HOME WRITE TO ME... REFERENCES

Neil's Website | Ajit's Website

 

 

IV

 

Local Traditions

 

  • Local traditions among the Christians include the Rambaan Paattu or Thomma Parvom - a song about the Acts of Thomas written around 1600 by Rambaan Thomas. Rambaan Thomas of Malyakal Family descends from the first Bishop whom St. Thomas is said to have ordained. The poem is the oral tradition handed down through generations. It is said to have been originally written by the Rambaan Thomas, the Bishop Bishop.

 

  • Margom Kali and Mappila Paattu are series of songs of the Acts of Thomas and the history of the Malabar Church. They are sung in consonance with dance forms that are typical of the Syrian Christians. Some of them are dance dramas performed in the open as part of the festivals of the church. These have no specific origin, but grew up in the course of history.

 

 

  • Veeradian Paattu is sung by a local Hindu group (called Veeradians) in accompaniment of Villu - a local instrument - during Christian festivals. This form of art also dates back to unknown period handed down through generations and modified in that process.

The tradition of Christians of Thomas is a much more reliable source of information than the Acts of Thomas. According to this tradition thousands of locals including Brahmins, Khathriyas and Dravidians were baptized by St. Thomas

 


Thoma Parvam

The Songs of Thomas

By tradition these songs were written by
Thomas Rambaan
the first Brahmin convert to Christianity
 Which is handed down through generations
and written down in 1601

 

I will sing of the way

in which our holy religion was introduced in Malankara..

The Apostle Thomas landed at Maliankara with the merchant Habban.

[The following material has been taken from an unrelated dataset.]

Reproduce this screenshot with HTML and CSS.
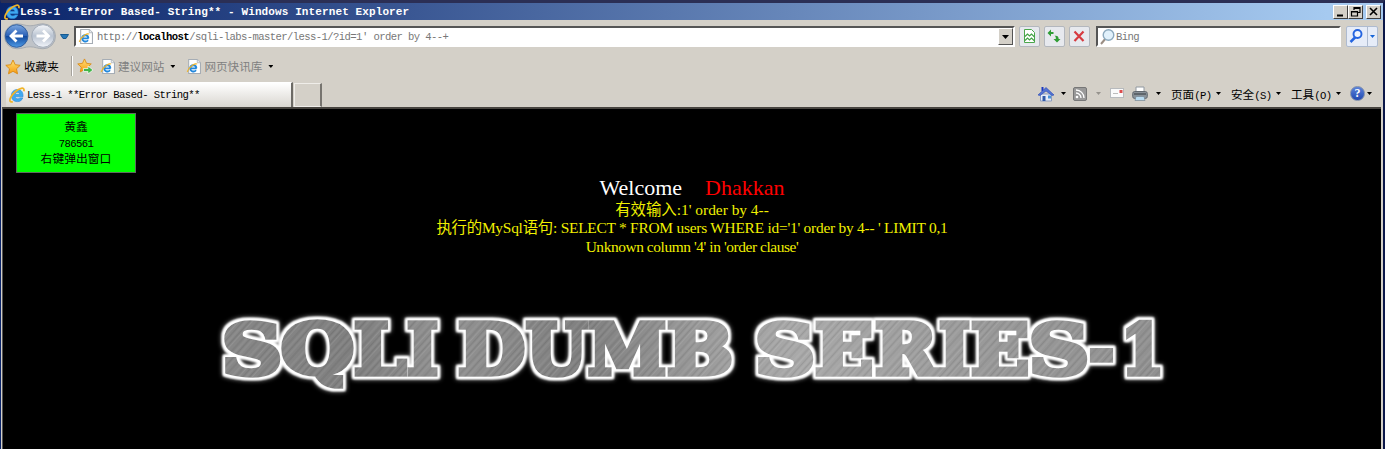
FILE: index.html
```
<!DOCTYPE html>
<html lang="zh-CN">
<head>
<meta charset="utf-8">
<title>Less-1 **Error Based- String**</title>
<link rel="stylesheet" href="styles.css">
</head>
<body>
<svg class="defs" width="0" height="0" aria-hidden="true">
  <defs>
    <linearGradient id="gBlue" x1="0" y1="0" x2="0" y2="1"><stop offset="0" stop-color="#7ea8e0"/><stop offset=".48" stop-color="#2b62b8"/><stop offset=".52" stop-color="#124a9f"/><stop offset="1" stop-color="#4f9be6"/></linearGradient>
    <linearGradient id="gGrey" x1="0" y1="0" x2="0" y2="1"><stop offset="0" stop-color="#f5f7fa"/><stop offset=".5" stop-color="#b9c3d1"/><stop offset="1" stop-color="#f2f5fa"/></linearGradient>
    <linearGradient id="gStar" x1="0" y1="0" x2="0" y2="1"><stop offset="0" stop-color="#ffe27a"/><stop offset="1" stop-color="#f79a10"/></linearGradient>
    <symbol id="e" viewBox="0 0 16 16">
      <path d="M14 9.800H6.200c.2 1.400 1.200 2 2.500 2 1 0 1.700-.3 2.200-.9h2.900c-.8 2.200-2.700 3.700-5.300 3.700-3.700 0-6.100-2.400-6.100-6.100 0-3.500 2.400-6 6.100-6 3.800 0 5.900 2.700 5.500 7.300zM6.200 7.200h4.500c-.2-1.200-1-1.800-2.200-1.800s-2 .6-2.300 1.800z" fill="#3fa9f0" stroke="#2a86d8" stroke-width=".6"/>
      <path d="M14.800 4.200C15.500 2 14.400.9 12.300 1.300 8.500 2.100 3.500 6.600 1.600 10.600.2 13.600.9 15.600 3.800 14.600" fill="none" stroke="#f0b428" stroke-width="1.700"/>
    </symbol>
    <symbol id="page" viewBox="0 0 14 14">
      <path d="M2.500.5h8l3 3v10h-11z" fill="#fff" stroke="#a6adb5"/><path d="M10.500.5v3h3" fill="#e8ebee" stroke="#a6adb5" stroke-width=".7"/>
      <path d="M10 8.800H4.200M9.400 10.500c-2 2.200-5.600 1-5.400-2C4.200 5 9.500 4.800 9.700 8.600" fill="none" stroke="#2388dc" stroke-width="1.700"/><path d="M10.300 5C9.500 3.300 3 6.500 1.200 12" fill="none" stroke="#f0b428" stroke-width="1.100"/>
    </symbol>
    <symbol id="star" viewBox="0 0 16 16"><path d="M8 1l2.200 4.700 5 .6-3.700 3.500 1 5L8 12.300 3.500 14.800l1-5L.8 6.300l5-.6z" fill="url(#gStar)" stroke="#d98a12" stroke-width=".9" stroke-linejoin="round"/></symbol>
    <pattern id="brushed" width="980" height="100" patternUnits="userSpaceOnUse">
      <rect width="980" height="100" fill="url(#shade)"/>
      <rect width="980" height="100" fill="url(#lines)"/>
    </pattern>
    <linearGradient id="shade" x1="0" y1="0" x2="1" y2="0"><stop offset="0" stop-color="#888"/><stop offset=".15" stop-color="#808080"/><stop offset=".24" stop-color="#929292"/><stop offset=".38" stop-color="#808080"/><stop offset=".53" stop-color="#a0a0a0"/><stop offset=".6" stop-color="#a9a9a9"/><stop offset=".8" stop-color="#999"/><stop offset="1" stop-color="#8f8f8f"/></linearGradient>
    <pattern id="lines" width="37" height="40" patternUnits="userSpaceOnUse" patternTransform="rotate(42)">
      <path d="M1 0v40M5.500 0v40M13 0v40M18 0v40M27 0v40M32.500 0v40" stroke="#fff" stroke-opacity=".12" stroke-width=".8"/><path d="M3.500 0v40M10 0v40M15.500 0v40M22 0v40M30 0v40M35.500 0v40" stroke="#000" stroke-opacity=".09" stroke-width="1.200"/>
    </pattern>
    <filter id="glow" filterUnits="userSpaceOnUse" x="0" y="0" width="980" height="95">
      <feMorphology in="SourceAlpha" operator="dilate" radius="2" result="d"/>
      <feGaussianBlur in="d" stdDeviation="1.100" result="edge"/>
      <feGaussianBlur in="d" stdDeviation="2.500" result="soft"/>
      <feFlood flood-color="#fff"/><feComposite in2="edge" operator="in" result="w"/>
      <feFlood flood-color="#eee"/><feComposite in2="soft" operator="in" result="h"/>
      <feMerge><feMergeNode in="h"/><feMergeNode in="w"/><feMergeNode in="w"/><feMergeNode in="SourceGraphic"/></feMerge>
    </filter>
  </defs>
</svg>
<div class="window">
  <header class="titlebar">
    <svg class="ico16" width="16" height="16"><use href="#e"/></svg>
    <span class="title">Less-1 **Error Based- String** - Windows Internet Explorer</span>
    <div class="controls">
      <span class="wbtn"><svg width="13" height="12"><path d="M3 9.500h6" stroke="#000" stroke-width="2"/></svg></span>
      <span class="wbtn"><svg width="13" height="12"><path d="M5 4V1.500h6v5H9M5 2.500h6M2.500 5.500h6v4.500h-6zM2.500 6h6" fill="none" stroke="#000" stroke-width="1.200"/></svg></span>
      <span class="wbtn close"><svg width="13" height="12"><path d="M3 2l7 7M10 2L3 9" stroke="#000" stroke-width="1.600"/></svg></span>
    </div>
  </header>
  <div class="nav">
    <svg class="arrows" width="52" height="27" viewBox="0 0 52 27">
      <path d="M13 .8c5 0 8 2 13 2s8-2 13-2a12.500 12.500 0 010 25c-5 0-8-2-13-2s-8 2-13 2a12.500 12.500 0 010-25z" fill="#bfc3c8" stroke="#9da3ab" stroke-width=".8"/>
      <circle cx="12.600" cy="13" r="11.300" fill="url(#gBlue)" stroke="#315f9f"/><path d="M19 13H7.500M12.500 7.500L7 13l5.500 5.500" fill="none" stroke="#fff" stroke-width="2.800"/>
      <circle cx="39" cy="13" r="11.300" fill="url(#gGrey)" stroke="#a2abb8"/><path d="M32.500 13H44M39 7.500l5.500 5.500-5.500 5.500" fill="none" stroke="#fff" stroke-width="2.800"/>
    </svg>
    <svg class="recent" width="9" height="6"><path d="M.5.5h8L6 4.500H3z" fill="#2778b8" stroke="#175a91"/></svg>
    <div class="address">
      <svg width="15" height="15"><use href="#page"/></svg>
      <span class="url">http://<b>localhost</b>/sqli-labs-master/less-1/?id=1<i class="quote">′</i> order by 4--+</span>
      <span class="drop"><svg width="7" height="4"><path d="M0 0h7L3.500 4z"/></svg></span>
    </div>
    <span class="tool"><svg width="20" height="20"><path d="M5.500 3.500h7l3 3v10h-10z" fill="#fff" stroke="#4ba64d"/><path d="M6 10.500l2.500-2.500 2 2 2-2 3 3M6 14.500l2.500-2.500 2 2 2-2 3 3" fill="none" stroke="#41a244" stroke-width="1.200"/></svg></span>
    <span class="tool"><svg width="20" height="20"><path d="M7 3.500L3.500 7 7 10.500V8h2.500V6H7z" fill="#2f9d35"/><path d="M13 16.500L9.500 13h2.300c.2-2-.3-2.700-1.300-3.200 2.500-.6 4.200.4 4.200 3.200H16.500z" fill="#2f9d35"/></svg></span>
    <span class="tool"><svg width="20" height="20"><path d="M5.500 5.500l9 9.500M14.500 5.500l-9 9.500" stroke="#d63a40" stroke-width="2.200"/></svg></span>
    <div class="search">
      <svg width="16" height="18"><path d="M7 10L2 16" stroke="#9a8d83" stroke-width="2"/><circle cx="9.500" cy="7" r="5.300" fill="#e1f1fb" stroke="#8ca9bd" stroke-width="1.400"/></svg>
      <span>Bing</span>
    </div>
    <div class="go">
      <svg width="20" height="20"><path d="M8.500 11l-5 5" stroke="#2464e0" stroke-width="2.500"/><circle cx="10.500" cy="8" r="4" fill="#eef4ff" stroke="#2464e0" stroke-width="1.900"/></svg>
      <span class="godrop"><svg width="5" height="3"><path d="M0 0h5L2.500 3z" fill="#1464d8"/></svg></span>
    </div>
  </div>
  <div class="favorites">
    <svg width="16" height="16"><use href="#star"/></svg>
    <span class="fav">收藏夹</span>
    <span class="sep"></span>
    <svg width="17" height="17"><use href="#star" width="15" height="15"/><path d="M6.500 10.500H11V8l5 4-5 4v-2.500H6.500z" fill="#42b649" stroke="#fff" stroke-width=".7"/></svg>
    <svg class="pg" width="15" height="15"><use href="#page"/></svg>
    <span class="link">建议网站</span><i class="tri"></i>
    <svg class="pg2" width="15" height="15"><use href="#page"/></svg>
    <span class="link">网页快讯库</span><i class="tri"></i>
  </div>
  <div class="tabs">
    <div class="tab"><svg width="16" height="16"><use href="#e"/></svg><span>Less-1 **Error Based- String**</span></div>
    <div class="newtab"></div>
    <div class="commands">
      <svg width="16" height="16"><path d="M2.500 8h11v7h-11z" fill="#e7edf8" stroke="#8d9dbf"/><path d="M3.500 1h2v4h-2z" fill="#1c39c0"/><path d="M0 9L8 1.500 16 9l-2 .5-6-4.500-6 4.500z" fill="#5475d4" stroke="#2745b4" stroke-width=".6"/><path d="M4.500 10h3v5h-3z" fill="#315aa8"/><path d="M10 9.500h3v3h-3z" fill="#4a93d8"/></svg>
      <i class="tri c1"></i>
      <svg class="c2" width="14" height="14"><rect x=".5" y=".5" width="13" height="13" rx="1.500" fill="#999" stroke="#777"/><circle cx="4" cy="10" r="1.300" fill="#fff"/><path d="M3 6a5 5 0 015 5M3 3a8 8 0 018 8" fill="none" stroke="#fff" stroke-width="1.300"/></svg>
      <i class="tri faded c3"></i>
      <svg class="c4" width="15" height="11"><rect x=".5" y=".5" width="13" height="9" fill="#fafafa" stroke="#b7babd"/><path d="M3 5.500h5" stroke="#bbb"/><path d="M9.500 2h3v3h-3z" fill="#dc4d4d"/></svg>
      <svg class="c5" width="16" height="16"><path d="M4 1h8v5H4z" fill="#fff" stroke="#9098a0"/><rect x=".7" y="5.500" width="14.600" height="7" rx="2" fill="#8a9299" stroke="#626970"/><path d="M2 8h12" stroke="#4f565c" stroke-width="1.500"/><path d="M4 10.500h8l1 4H3z" fill="#b9dcf2" stroke="#798791" stroke-width=".7"/></svg>
      <i class="tri c6"></i>
      <span class="cmd c7">页面<small>(P)</small></span><i class="tri c8"></i>
      <span class="cmd c9">安全<small>(S)</small></span><i class="tri c8"></i>
      <span class="cmd c9">工具<small>(O)</small></span><i class="tri c8"></i>
      <span class="help">?</span><i class="tri c10"></i>
    </div>
  </div>
  <main class="page">
    <div class="badge"><div>黄鑫</div><div class="num">786561</div><div>右键弹出窗口</div></div>
    <div class="message">
      <p class="welcome"><span>Welcome</span><span class="name">Dhakkan</span></p>
      <p class="l1">有效输入:1' order by 4--</p>
      <p class="l2">执行的MySql语句: SELECT * FROM users WHERE id='1' order by 4-- ' LIMIT 0,1</p>
      <p class="l3">Unknown column '4' in 'order clause'</p>
    </div>
    <svg class="banner" width="980" height="95" viewBox="0 0 980 95">
      <text class="metal" y="68" filter="url(#glow)"><tspan x="13" textLength="60" lengthAdjust="spacingAndGlyphs">S</tspan><tspan x="72" textLength="73" lengthAdjust="spacingAndGlyphs">Q</tspan><tspan x="145" textLength="52" lengthAdjust="spacingAndGlyphs">L</tspan><tspan x="198" textLength="31" lengthAdjust="spacingAndGlyphs">I</tspan> <tspan x="249" textLength="67" lengthAdjust="spacingAndGlyphs">D</tspan><tspan x="317" textLength="61" lengthAdjust="spacingAndGlyphs">U</tspan><tspan x="379" textLength="78" lengthAdjust="spacingAndGlyphs">M</tspan><tspan x="458" textLength="66" lengthAdjust="spacingAndGlyphs">B</tspan> <tspan x="546" textLength="60" lengthAdjust="spacingAndGlyphs">S</tspan><tspan x="606" textLength="58" lengthAdjust="spacingAndGlyphs">E</tspan><tspan x="666" textLength="62" lengthAdjust="spacingAndGlyphs">R</tspan><tspan x="730" textLength="31" lengthAdjust="spacingAndGlyphs">I</tspan><tspan x="762" textLength="58" lengthAdjust="spacingAndGlyphs">E</tspan><tspan x="820" textLength="60" lengthAdjust="spacingAndGlyphs">S</tspan><tspan x="880" textLength="25" lengthAdjust="spacingAndGlyphs">-</tspan><tspan x="912" textLength="43" lengthAdjust="spacingAndGlyphs">1</tspan></text>
    </svg>
  </main>
</div>
</body>
</html>
```
FILE: styles.css
```
* { box-sizing: border-box; }
body { margin: 0; background: #2b2f55; overflow: hidden; font-family: "Liberation Mono", "Noto Sans CJK SC", monospace; }
.defs { position: absolute; }
svg { display: block; flex: none; }
p { margin: 0; }
i { font-style: normal; }
.window { width: 1385px; height: 449px; border-top: 3px solid #2b2f55; border-right: 2px solid #0b1749; border-left: 1px solid #0a246a; background: #d4d0c8; display: flex; flex-direction: column; }
.titlebar { height: 17px; display: flex; align-items: center; padding-left: 3px; background: linear-gradient(90deg, #0a246a, #a6caf0 96%); color: #fff; }
.title { font: bold 11px/16px "Liberation Mono", monospace; letter-spacing: .11px; white-space: pre; }
.controls { margin-left: auto; display: flex; padding-right: 2px; }
.wbtn { width: 15px; height: 14px; background: #d4d0c8; border: 1px solid #fff; border-right-color: #404040; border-bottom-color: #404040; }
.close { margin-left: 3px; }
.nav { height: 33px; display: flex; align-items: center; padding-left: 3px; }
.recent { margin-left: 4px; }
.address { margin-left: 5px; width: 941px; height: 21px; display: flex; align-items: center; background: #fff; border: 2px solid #fff; border-top-color: #555; border-left-color: #555; padding-left: 2px; }
.url, .search, .tab, .badge .num { font-size: 10.600px; letter-spacing: -.6px; }
.url { margin-left: 4px; color: #777; white-space: pre; }
.url b { color: #000; }
.quote { display: inline-block; width: 5.760px; }
.drop { margin-left: auto; width: 15px; height: 17px; background: #d4d0c8; border: 1px solid #fff; border-right-color: #555; border-bottom-color: #555; display: flex; align-items: center; justify-content: center; }
.tool { width: 21px; height: 21px; border: 1px solid #b3b7bd; border-radius: 2px; background: #e7e9ee; margin-left: 4px; }
.tool svg { margin: -1px; }
.search { margin-left: 6px; width: 245px; height: 21px; background: #fff; border: 2px solid #fff; border-top-color: #555; border-left-color: #555; display: flex; align-items: center; padding-left: 1px; color: #777; }
.search span { margin-left: 1px; }
.go { margin-left: 5px; width: 32px; height: 21px; display: flex; border: 1px solid #aebbd0; border-radius: 2px; background: #e6ecf8; }
.go svg { margin-top: -1px; }
.godrop { flex: 1; border-left: 1px solid #aebbd0; display: flex; align-items: center; justify-content: center; }
.favorites { height: 27px; display: flex; align-items: center; padding-left: 4px; font-size: 11.600px; }
.favorites > span { position: relative; top: -1px; }
.fav { margin-left: 3px; width: 36px; color: #000; }
.sep { margin: 0 4px 0 12px; width: 1px; height: 20px; background: #fff; box-shadow: -1px 0 #a5a29c; }
.pg { margin-left: 6px; }
.pg2 { margin-left: 11px; }
.link { margin-left: 3px; color: #808080; white-space: nowrap; }
.tri { flex: none; width: 5px; height: 3px; margin-left: 6px; background: #000; clip-path: polygon(0 0, 100% 0, 50% 100%); }
.tabs { height: 27px; display: flex; align-items: flex-end; padding-left: 5px; }
.tab { width: 287px; height: 25px; display: flex; align-items: center; padding-left: 3px; border-right: 2px solid #6c6a65; border-top: 1px solid #fff; background: linear-gradient(#fff, #d9d6d0); white-space: pre; }
.tab span { margin-left: 2px; }
.newtab { margin-left: 1px; width: 28px; height: 24px; border: 1px solid #efede9; border-right: 2px solid #77746f; }
.commands { margin-left: auto; height: 27px; display: flex; align-items: center; padding-right: 11px; }
.c1 { margin-left: 7px; }
.c2 { margin-left: 7px; }
.c3 { margin-left: 9px; }
.c4 { margin-left: 9px; }
.c5 { margin-left: 7px; }
.c6 { margin-left: 8px; }
.c7 { margin-left: 10px; }
.c8 { margin-left: 3px; }
.c9 { margin-left: 10px; }
.c10 { margin-left: 2px; }
.faded { background: #96938d; }
.cmd { width: 42px; font-size: 11.600px; white-space: nowrap; }
.cmd small { font-size: 10.600px; letter-spacing: -.6px; }
.help { margin-left: 9px; width: 15px; height: 15px; border-radius: 50%; border: 1px solid #7f8eab; background: linear-gradient(#5c83da, #2149b0); color: #fff; font: bold 12px/13px "Liberation Serif", serif; text-align: center; }
.page { flex: 1; margin: 0 2px 0 1px; border-top: 2px solid #47443f; border-left: 1px solid #555; background: #000; display: flex; flex-direction: column; }
.badge { margin: 4px 0 0 13px; width: 120px; height: 60px; border: 1px solid #5f6b5f; background: #0f0; padding-top: 6px; text-align: center; font: 11.800px/16px "Liberation Mono", "Noto Sans CJK SC", monospace; color: #000; }
.message { margin-top: 3px; display: flex; flex-direction: column; align-items: center; font: 15.400px/18.400px "Liberation Serif", "Noto Sans CJK SC", serif; color: #f0f000; white-space: pre; }
.welcome { font-size: 22px; line-height: 24px; margin-bottom: 1px; color: #fff; }
.name { margin-left: 23px; color: #f00; }
.l1, .l2, .l3 { height: 18.400px; }
.l2 { letter-spacing: -.23px; }
.l3 { letter-spacing: -.42px; }
.banner { margin: 50px 0 0 206px; }
.metal { font: bold 70px "DejaVu Serif", serif; fill: url(#brushed); stroke: url(#brushed); stroke-width: 5.500px; stroke-linejoin: miter; }
```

He performed miracles and in eight months
he established the Church of Jesus Christ in that city.

 

Then he went to Mailepuram (Madras)

where he preached the Gospel of the Lord
for four and a half months

and then took ship for China.

 

He stayed four and a half months in China

and returned to Mailepuram.

 

After he had been there for about a month,
 the son-in-law of the Rajah the king of Thiruvanchikulam came to him
and begged him to return to Malabar.

 

They took ship and came to Maliankara

where the apostle converted the Rajah and his family,
forty Jews and four hundred others in less than six months.

 

He preached to the people,

built a church with a cross,

and ordained priests.

 

One of the first whom he consecrated

was the Rajah’s son-in-law

and was called Kepha.

 

Accompanied by Kepha he went to Quilon

 where he set up a cross and baptized 2400 people.

 

From Quilon, he went on to Chayal, in the mountains,

Stayed there a whole year as he had done in Quilon,

Baptized 2800 people and set up a cross.

 

At the request of the rulers of Tripaleswaram,

he returned to that village.

But when he saw that the people had desecrated the cross

which he had set up,

he cursed that place.

Nonetheless, he remained there for two months.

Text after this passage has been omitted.